Firearms and explosives cases and defendants both fell 4 percent to 9,207 cases and 10,328 defendants. Fraud cases rose 1 percent; defendants charged with fraud declined 1 percent. A 61 percent increase in the totals was reported for identification document and information fraud, which grew to 1,069 cases and 1,388 defendants.

Traffic offenses on federal grounds dropped 10 percent to 4,140 cases and 4,142 defendants.

U.S. Bankruptcy Courts
Bankruptcy filings in the federal courts climbed 10 percent to 1,782,643, for a new record in FY 2005. The increase occurred largely in response to the passage of the Bankruptcy Abuse Prevention and Consumer Protection Action of 2005. Many debtors rushed to file petitions before the law’s general effective date of October 17, 2005. The number of petitions filed during the three-month period ending September 30, 2005, was 542,002, an increase of 37 percent over the number filed during the same period one year earlier — and the highest number filed in U.S. bankruptcy courts in any three-month period.

In FY 2005, Chapter 7 filings rose 17 percent to 1,346,201 and constituted 76 percent of all petitions filed. In the final quarter of FY 2005, Chapter 7 petitions jumped 54 percent over the number filed during the final quarter of FY 2004. In FY 2005, Chapter 11 petitions fell 36 percent to 6,637. Chapter 12 filings increased 53 percent to 364. Chapter 13 filings, which accounted for 24 percent of all new petitions, fell 6 percent to 429,316.

Nonbusiness filings, which account for 98 percent of all fi lings, increased 10 percent to 1,748,421. Business filings decreased 2 percent to 34,222 during FY 2005.

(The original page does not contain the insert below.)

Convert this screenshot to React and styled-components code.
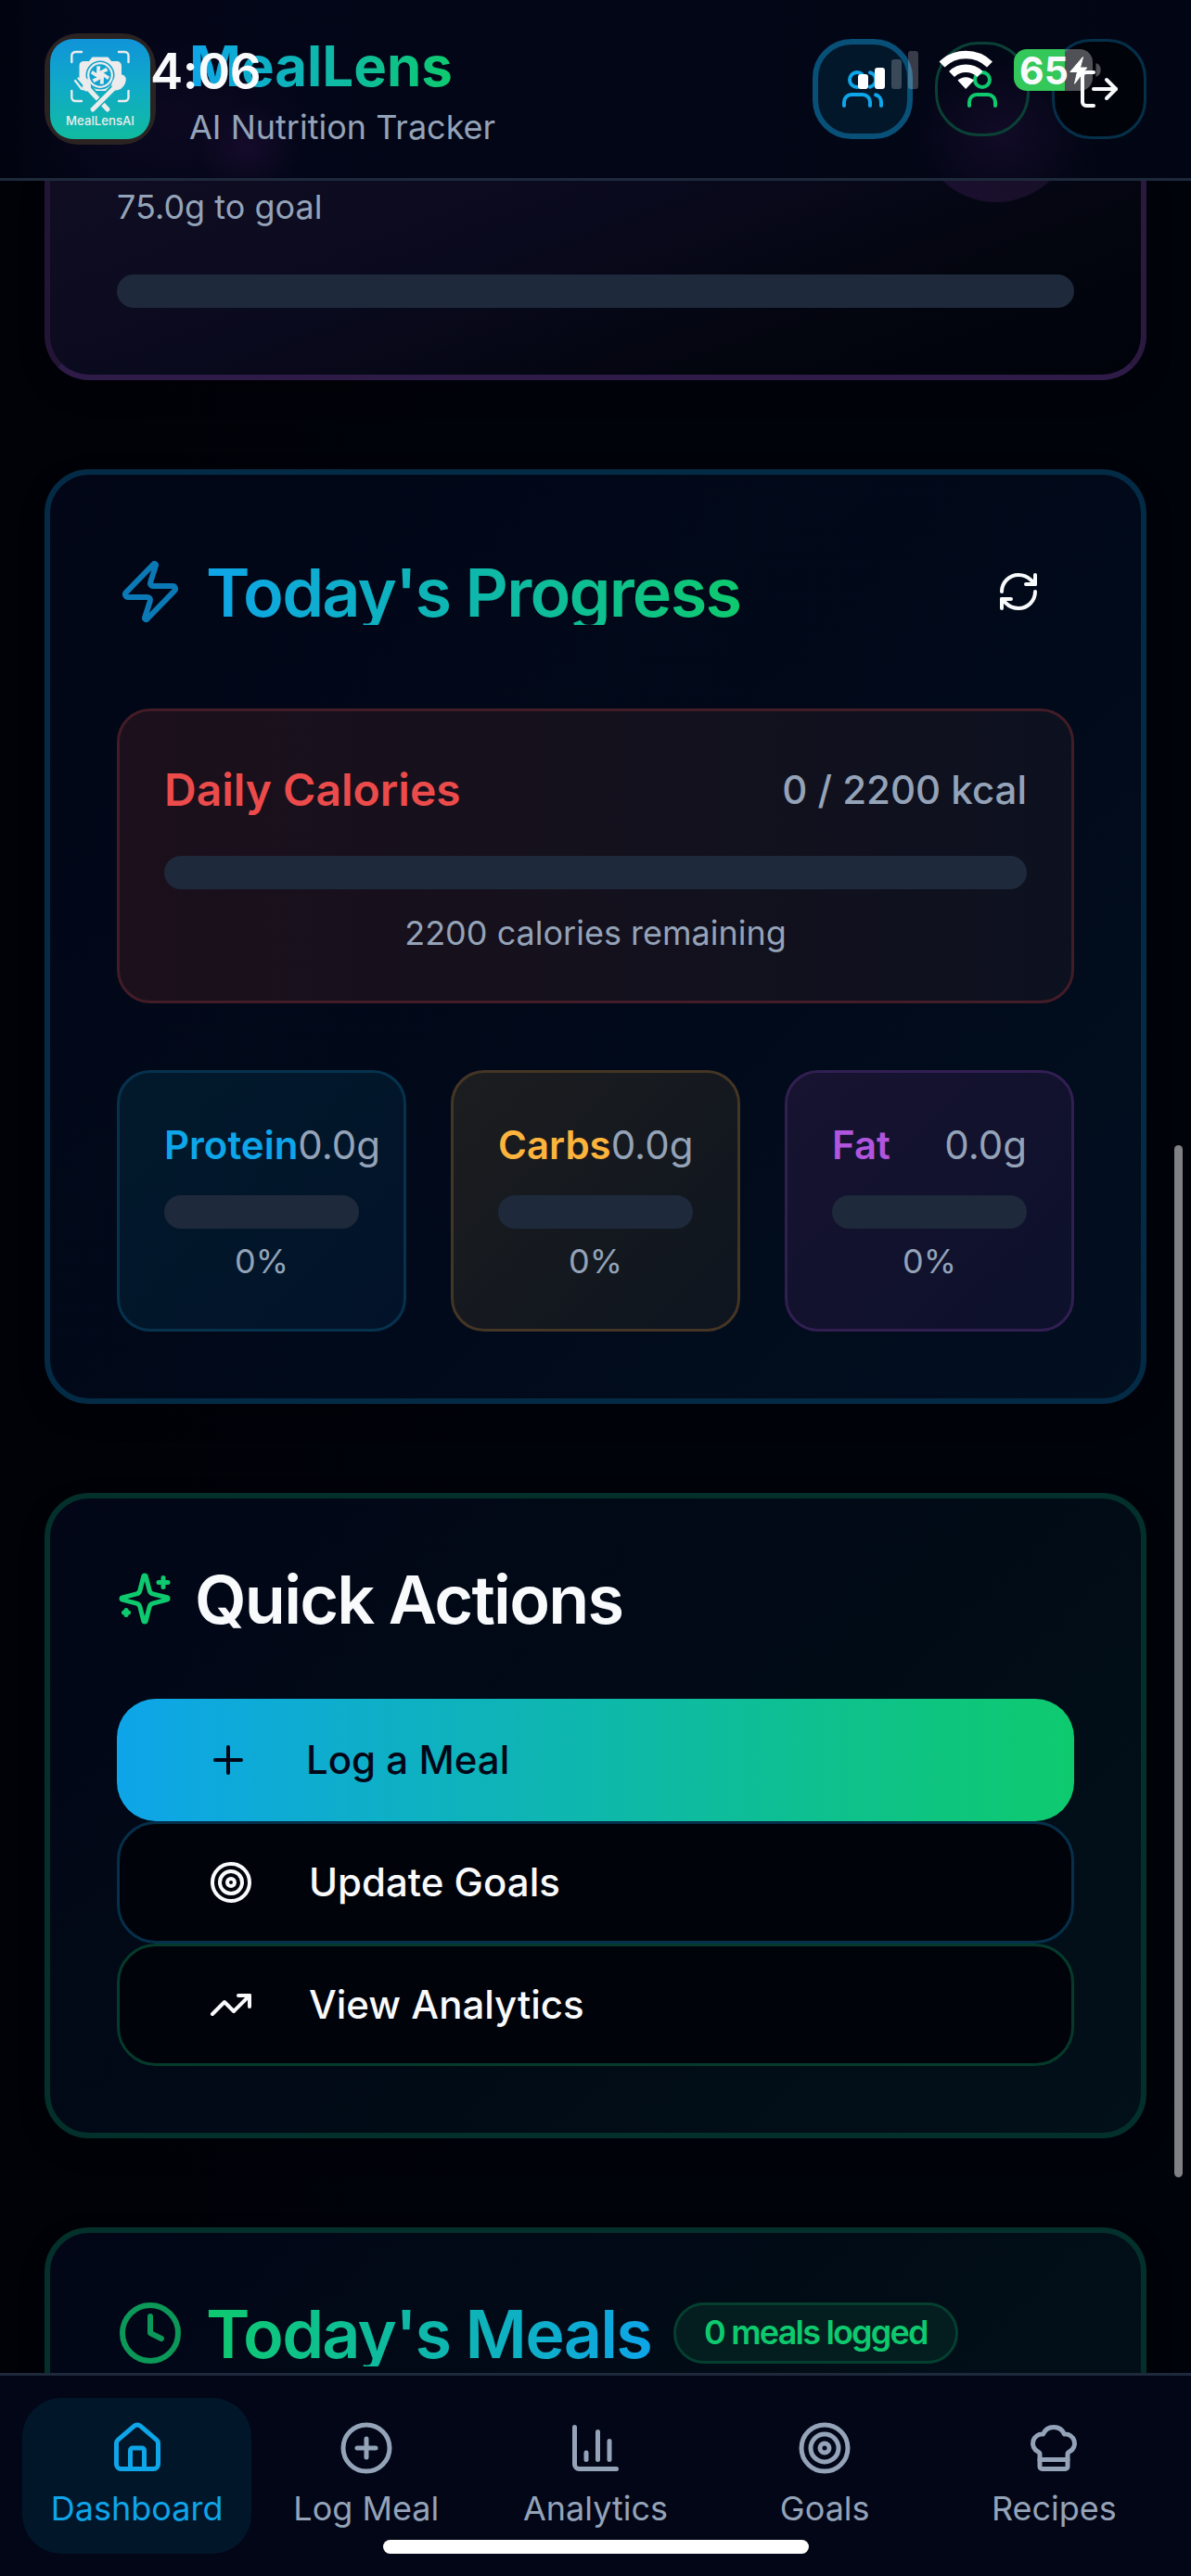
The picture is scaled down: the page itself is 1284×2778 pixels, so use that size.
import React from "react";
import styled, { createGlobalStyle, css } from "styled-components";
import {
  Users, User, LogOut, Zap, RefreshCw, Plus, Target, TrendingUp,
  Clock, House, CirclePlus, ChartColumn, ChefHat,
} from "lucide-react";

const c = {
  blue: "#0ea5e9",
  green: "#0eca6e",
  muted: "#94a3b8",
  text: "#f8fafc",
  track: "#1e293b",
};

const GlobalStyle = createGlobalStyle`
  * { box-sizing: border-box; margin: 0; }
  body {
    margin: 0;
    background: #01030b;
    color: ${c.text};
    font-family: Inter, "Liberation Sans", sans-serif;
  }
`;

const Screen = styled.div`
  position: relative;
  display: flex;
  flex-direction: column;
  width: 1284px;
  height: 2778px;
  overflow: hidden;
  background: linear-gradient(90deg, #000207, #01030b 40%, #01030b);
`;

const Header = styled.header`
  display: flex;
  align-items: center;
  flex: none;
  gap: 36px;
  height: 195px;
  padding: 0 48px;
  border-bottom: 3px solid #1e293b;
  background:
    radial-gradient(ellipse 55px 50px at 268px 160px, rgba(70, 25, 95, 0.22), transparent),
    radial-gradient(ellipse 160px 90px at 190px 130px, rgba(60, 22, 85, 0.15), transparent),
    radial-gradient(ellipse 100px 90px at 1080px 145px, rgba(70, 25, 95, 0.24), transparent),
    linear-gradient(90deg, #01040f, #040618 8%, #020617 40%, #020614);
`;

const LogoTile = styled.div`
  flex: none;
  width: 120px;
  height: 120px;
  padding: 6px;
  border-radius: 36px;
  background: #2b2322;
`;

const LogoFace = styled.div`
  display: flex;
  flex-direction: column;
  align-items: center;
  height: 108px;
  padding-top: 12px;
  border-radius: 25px;
  background: linear-gradient(#1094d8, #10a9c9 45%, #10bba0);
  font-size: 13.2px;
  font-weight: 500;
  line-height: 16px;
  color: #ececec;
`;

const Brand = styled.div`
  flex: 1;
  padding-bottom: 2px;
`;

const gradientText = css`
  width: max-content;
  background: ${(p) =>
    p.$reverse
      ? `linear-gradient(90deg, ${c.green}, ${c.blue})`
      : `linear-gradient(90deg, ${c.blue}, ${c.green})`};
  -webkit-background-clip: text;
  background-clip: text;
  color: transparent;
`;

const BrandName = styled.h1`
  ${gradientText}
  font-size: 60px;
  font-weight: 700;
  line-height: 84px;
`;

const Tagline = styled.p`
  font-size: 36px;
  line-height: 48px;
  color: ${c.muted};
`;

const HeaderActions = styled.div`
  display: flex;
  align-items: center;
  gap: 24px;
`;

const RoundButton = styled.button`
  display: grid;
  place-items: center;
  width: ${(p) => p.$w}px;
  height: ${(p) => p.$h}px;
  padding: 0;
  border: ${(p) => p.$line}px solid ${(p) => p.$edge};
  border-radius: ${(p) => p.$radius}px;
  background: ${(p) => p.$fill};
  color: ${(p) => p.$ink};
`;

const Main = styled.main`
  display: flex;
  flex-direction: column;
  gap: 96px;
  flex: 1;
  min-height: 0;
  padding: 0 48px;
  overflow: hidden;
`;

const Card = styled.section`
  flex: none;
  padding: 72px;
  border: 6px solid ${(p) => p.$edge};
  border-radius: 48px;
  background: ${(p) => p.$fill};
  box-shadow: 0 12px 30px rgba(0, 0, 0, 0.2);
`;

const GoalCard = styled(Card)`
  padding-top: 0;
  border-color: #24153a #2b1940 #2e1b47 #241537;
  border-top: 0;
  border-radius: 0 0 48px 48px;
`;

const GoalRow = styled.div`
  display: flex;
  align-items: flex-start;
  justify-content: space-between;
  margin-bottom: 49px;
`;

const Caption = styled.p`
  padding-top: ${(p) => p.$top || 0}px;
  padding-bottom: ${(p) => p.$bottom || 0}px;
  font-size: 36px;
  line-height: 48px;
  color: ${c.muted};
  text-align: ${(p) => (p.$center ? "center" : "left")};
`;

const GoalDisc = styled.div`
  width: 168px;
  height: 168px;
  margin-top: -145px;
  border-radius: 50%;
  background: linear-gradient(90deg, #1b1030, #180f28);
`;

const Track = styled.div`
  height: 36px;
  border-radius: 18px;
  background: ${c.track};
`;

const CardHead = styled.div`
  display: flex;
  align-items: center;
  gap: 24px;
  height: ${(p) => p.$h}px;
  margin-bottom: 72px;
`;

const Heading = styled.h2`
  ${(p) => !p.$plain && gradientText}
  padding-top: 2px;
  font-size: 72px;
  font-weight: 600;
  line-height: 70px;
  letter-spacing: -1.8px;
`;

const GhostButton = styled.button`
  display: grid;
  place-items: center;
  width: 120px;
  height: 108px;
  margin-left: auto;
  padding: 0;
  border: 0;
  background: none;
  color: ${c.text};
`;

const Panel = styled.div`
  min-width: 0;
  padding: 48px;
  border: 3px solid ${(p) => p.$edge};
  border-radius: 36px;
  background: ${(p) => p.$fill};
`;

const CalorieRow = styled.div`
  display: flex;
  align-items: center;
  justify-content: space-between;
  height: 72px;
  margin-bottom: 36px;
`;

const CalorieLabel = styled.h3`
  font-size: 48px;
  font-weight: 600;
  color: #eb4b4b;
`;

const CalorieValue = styled.span`
  font-size: 42px;
  font-weight: 500;
  color: ${c.muted};
`;

const MacroGrid = styled.div`
  display: grid;
  grid-template-columns: repeat(3, 1fr);
  gap: 48px;
  margin-top: 72px;
`;

const MacroRow = styled.div`
  display: flex;
  justify-content: space-between;
  margin-bottom: 24px;
  font-size: 42px;
  line-height: 60px;
`;

const MacroName = styled.span`
  font-weight: 600;
  color: ${(p) => p.$ink};
`;

const MacroValue = styled.span`
  color: ${c.muted};
`;

const Actions = styled.div`
  display: flex;
  flex-direction: column;
`;

const ActionButton = styled.button`
  display: flex;
  align-items: center;
  gap: 60px;
  height: 132px;
  padding: 0 96px;
  border: ${(p) => (p.$edge ? `3px solid ${p.$edge}` : "0")};
  border-radius: 42px;
  background: ${(p) => p.$fill || "#01030b"};
  color: ${(p) => p.$ink || c.text};
  font: 500 42px/60px Inter, "Liberation Sans", sans-serif;
`;

const Badge = styled.span`
  height: 66px;
  padding: 0 30px;
  border: 3px solid #053f30;
  border-radius: 33px;
  background: #041d1f;
  font-size: 36px;
  font-weight: 600;
  line-height: 58px;
  letter-spacing: -1.8px;
  color: ${c.green};
`;

const Nav = styled.nav`
  display: grid;
  grid-template-columns: repeat(5, 1fr);
  align-items: start;
  flex: none;
  height: 219px;
  padding: 24px 24px 0;
  border-top: 3px solid #1e293b;
  background: #020617;
`;

const NavItem = styled.a`
  display: flex;
  flex-direction: column;
  align-items: center;
  gap: 11px;
  height: 168px;
  padding: 24px 0;
  border-radius: 42px;
  background: ${(p) => (p.$active ? "#02162a" : "none")};
  color: ${(p) => (p.$active ? c.blue : c.muted)};
  font-size: 36px;
  line-height: 48px;
`;

const StatusTime = styled.span`
  position: absolute;
  left: 162px;
  top: 47px;
  font-size: 53px;
  font-weight: 600;
  line-height: 60px;
  letter-spacing: -0.5px;
`;

const StatusIcons = styled.svg`
  position: absolute;
  left: 920px;
  top: 48px;
`;

const BatteryLevel = styled.span`
  position: absolute;
  left: 1099px;
  top: 51px;
  font-size: 41px;
  font-weight: 700;
  line-height: 50px;
`;

const ScrollThumb = styled.div`
  position: absolute;
  right: 9px;
  top: 1235px;
  width: 9px;
  height: 1113px;
  border-radius: 5px;
  background: #808184;
`;

const HomeIndicator = styled.div`
  position: absolute;
  left: 413px;
  bottom: 24px;
  width: 459px;
  height: 15px;
  border-radius: 8px;
  background: #fff;
`;

function LogoMark() {
  return (
    <svg width="64" height="68" viewBox="0 0 64 68" fill="none">
      <path
        d="M1.3 13V6a4 4 0 0 1 4-4H12M52 2h6.500a4 4 0 0 1 4 4v7M62.500 44v7a4 4 0 0 1-4 4H52M12 55H5.300a4 4 0 0 1-4-4v-7"
        stroke="#ececec" strokeWidth="2.400" strokeLinecap="round"
      />
      <path d="M14 12h6l3.500-4.500h17L44 12h6a5 5 0 0 1 5 5v14L44 44H22L9.500 31V17A5 5 0 0 1 14 12Z" fill="#ececec" />
      <circle cx="32" cy="27" r="15.500" fill="#10a3cf" />
      <circle cx="32" cy="27" r="12.800" stroke="#ececec" strokeWidth="2.300" />
      <circle cx="32" cy="27" r="4" fill="#ececec" />
      {[0, 60, 120, 180, 240, 300].map((a) => (
        <path key={a} d="M30 23.500 38.500 19l2 3.500-6 2.500Z" fill="#ececec" transform={`rotate(${a} 32 27)`} />
      ))}
      <path d="m17 38 26 29M48 39 22 67" stroke="#10afba" strokeWidth="8" />
      <path d="m16 38 24 26" stroke="#ececec" strokeWidth="5" strokeLinecap="round" />
      <path d="M47 41 24 64" stroke="#10afba" strokeWidth="8" />
      <path d="M49 39 24 64" stroke="#ececec" strokeWidth="5" strokeLinecap="round" />
      <path d="m5 33 7 9 6 1 3-4-1-5-8-6M8.500 30.500l7 8" stroke="#ececec" strokeWidth="2.200" strokeLinecap="round" strokeLinejoin="round" />
      <path d="m12 40 7-6 3 6-5 5Z" fill="#ececec" />
      <ellipse cx="52" cy="35" rx="6.500" ry="9.500" transform="rotate(38 52 35)" fill="#ececec" />
    </svg>
  );
}

function SparklesIcon() {
  return (
    <svg
      width="60" height="60" viewBox="0 0 24 24" fill="none"
      stroke={c.green} strokeWidth="2" strokeLinecap="round" strokeLinejoin="round"
    >
      <path d="M9.937 15.500A2 2 0 0 0 8.500 14.063l-6.135-1.582a.5.5 0 0 1 0-.962L8.500 9.936A2 2 0 0 0 9.937 8.500l1.582-6.135a.5.5 0 0 1 .963 0L14.063 8.500A2 2 0 0 0 15.500 9.937l6.135 1.581a.5.5 0 0 1 0 .964L15.500 14.063a2 2 0 0 0-1.437 1.437l-1.582 6.135a.5.5 0 0 1-.963 0z" />
      <path d="M20 3v4" />
      <path d="M22 5h-4" />
      <path d="M4 17v2" />
      <path d="M5 18H3" />
    </svg>
  );
}

function StatusGlyphs() {
  return (
    <StatusIcons width="270" height="54" viewBox="920 48 270 54">
      <g fill="#fff">
        <rect x="925" y="80" width="11" height="16" rx="3" />
        <rect x="943" y="73" width="11" height="23" rx="3" />
        <rect x="961" y="64" width="11" height="32" rx="3" opacity=".22" />
        <rect x="979" y="55" width="11" height="41" rx="3" opacity=".22" />
      </g>
      <g fill="none" stroke="#fff" strokeWidth="8.500">
        <path d="M1015.500 69.500a37 37 0 0 1 51.500 0" />
        <path d="M1026 80a22 22 0 0 1 30.500 0" />
      </g>
      <path d="M1041.200 96l-8.700-9.300a12.500 12.500 0 0 1 17.400 0Z" fill="#fff" />
      <path d="M1148 53h16a14 14 0 0 1 14 14v17a14 14 0 0 1-14 14h-16Z" fill="rgba(255,255,255,.31)" />
      <path d="M1148 53h-41a14 14 0 0 0-14 14v17a14 14 0 0 0 14 14h41Z" fill="#34c759" />
      <path d="M1181.500 68a8 8 0 0 1 0 15Z" fill="rgba(255,255,255,.31)" />
      <path
        d="M1167.500 61.500 1153.800 77.500h7.700L1158.500 90.200 1171.800 73h-7.300Z"
        fill="#fff" stroke="#fff" strokeWidth="1" strokeLinejoin="round"
      />
    </StatusIcons>
  );
}

const macros = [
  { name: "Protein", ink: c.blue, edge: "#06324e", fill: "linear-gradient(135deg, #02192b, #021329)" },
  { name: "Carbs", ink: "#fdb43c", edge: "#443524", fill: "linear-gradient(135deg, #1c1d1f, #0e151f)" },
  { name: "Fat", ink: "#b055dd", edge: "#321f52", fill: "linear-gradient(135deg, #171330, #0d112b)" },
];

const tabs = [
  { label: "Dashboard", Icon: House, active: true },
  { label: "Log Meal", Icon: CirclePlus },
  { label: "Analytics", Icon: ChartColumn },
  { label: "Goals", Icon: Target },
  { label: "Recipes", Icon: ChefHat },
];

export default function App() {
  return (
    <Screen>
      <GlobalStyle />
      <Header>
        <LogoTile>
          <LogoFace>
            <LogoMark />
            MealLensAI
          </LogoFace>
        </LogoTile>
        <Brand>
          <BrandName>MealLens</BrandName>
          <Tagline>AI Nutrition Tracker</Tagline>
        </Brand>
        <HeaderActions>
          <RoundButton $w={108} $h={108} $line={6} $radius={42} $edge="#095078" $fill="#03172a" $ink={c.blue}>
            <Users size={48} />
          </RoundButton>
          <RoundButton $w={102} $h={102} $line={3} $radius={47} $edge="#0a4035" $fill="none" $ink={c.green}>
            <User size={48} />
          </RoundButton>
          <RoundButton $w={102} $h={108} $line={3} $radius={42} $edge="#05304a" $fill="#01030b" $ink={c.text}>
            <LogOut size={48} />
          </RoundButton>
        </HeaderActions>
      </Header>

      <Main>
        <GoalCard $fill="linear-gradient(160deg, #100d22, #0a0a1e 38%, #03050f 72%, #01030b)">
          <GoalRow>
            <Caption $top={4}>75.0g to goal</Caption>
            <GoalDisc />
          </GoalRow>
          <Track />
        </GoalCard>

        <Card $edge="#042b45" $fill="linear-gradient(135deg, #020617, #010a1a 60%, #020f20)">
          <CardHead $h={108}>
            <Zap size={72} color="#0b79b5" />
            <Heading>Today's Progress</Heading>
            <GhostButton>
              <RefreshCw size={48} />
            </GhostButton>
          </CardHead>
          <Panel $edge="#421c27" $fill="linear-gradient(90deg, #1b101b, #0d111f)">
            <CalorieRow>
              <CalorieLabel>Daily Calories</CalorieLabel>
              <CalorieValue>0 / 2200 kcal</CalorieValue>
            </CalorieRow>
            <Track />
            <Caption $center $top={23} $bottom={1}>2200 calories remaining</Caption>
          </Panel>
          <MacroGrid>
            {macros.map((m) => (
              <Panel key={m.name} $edge={m.edge} $fill={m.fill}>
                <MacroRow>
                  <MacroName $ink={m.ink}>{m.name}</MacroName>
                  <MacroValue>0.0g</MacroValue>
                </MacroRow>
                <Track />
                <Caption $center $top={11} $bottom={1}>0%</Caption>
              </Panel>
            ))}
          </MacroGrid>
        </Card>

        <Card $edge="#04302b" $fill="linear-gradient(135deg, #020617, #010b16 55%, #021019)">
          <CardHead $h={72}>
            <SparklesIcon />
            <Heading $plain>Quick Actions</Heading>
          </CardHead>
          <Actions>
            <ActionButton $fill={`linear-gradient(90deg, ${c.blue}, ${c.green})`} $ink="#020617">
              <Plus size={48} />
              Log a Meal
            </ActionButton>
            <ActionButton $edge="#05304b">
              <Target size={48} />
              Update Goals
            </ActionButton>
            <ActionButton $edge="#053b2a">
              <TrendingUp size={48} />
              View Analytics
            </ActionButton>
          </Actions>
        </Card>

        <Card $edge="#04302b" $fill="linear-gradient(135deg, #020617, #010b16 55%, #021019)">
          <CardHead $h={72}>
            <Clock size={72} color="#0b9858" />
            <Heading $reverse>Today's Meals</Heading>
            <Badge>0 meals logged</Badge>
          </CardHead>
        </Card>
      </Main>

      <Nav>
        {tabs.map(({ label, Icon, active }) => (
          <NavItem key={label} $active={active}>
            <Icon size={60} />
            {label}
          </NavItem>
        ))}
      </Nav>

      <StatusTime>4:06</StatusTime>
      <StatusGlyphs />
      <BatteryLevel>65</BatteryLevel>
      <ScrollThumb />
      <HomeIndicator />
    </Screen>
  );
}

Post-Conviction Supervision and Pretrial Services
On September 30, 2005, the number of persons under post-conviction supervision was 112,931, an increase of less than one-tenth of 1 percent over the number for September 30, 2004. Persons serving terms of supervised release after leaving prison, a total of 82,832 persons, grew 5 percent (up 4,238) above the number for FY 2004. Cases involving probation imposed by district judges and magistrate judges fell 8 percent to 26,554. Parole cases, including those involving special parole and military parole, decreased 5 percent to 2,778 and those involving mandatory release dropped 9 percent to 405.

The number of presentence reports prepared by probation officers rose by 109 reports to 66,227 in FY 2005.

The number of defendants in cases opened in the pretrial services system, including pretrial diversion cases, dropped less than 1 percent to 99,365. This total for cases activated was second only to the all-time high of 100,005 reported for FY 2004.

Pretrial services officers prepared 94,771 pretrial services reports in FY 2005, a rise of 1 percent. A total of 34,860 defendants were placed under supervision in the pretrial services system in 2005, a rise of 20 defendants over the number for FY 2004. Thirty-two percent of defendants in pretrial services cases were illegal aliens, compared to 30 percent in FY 2004.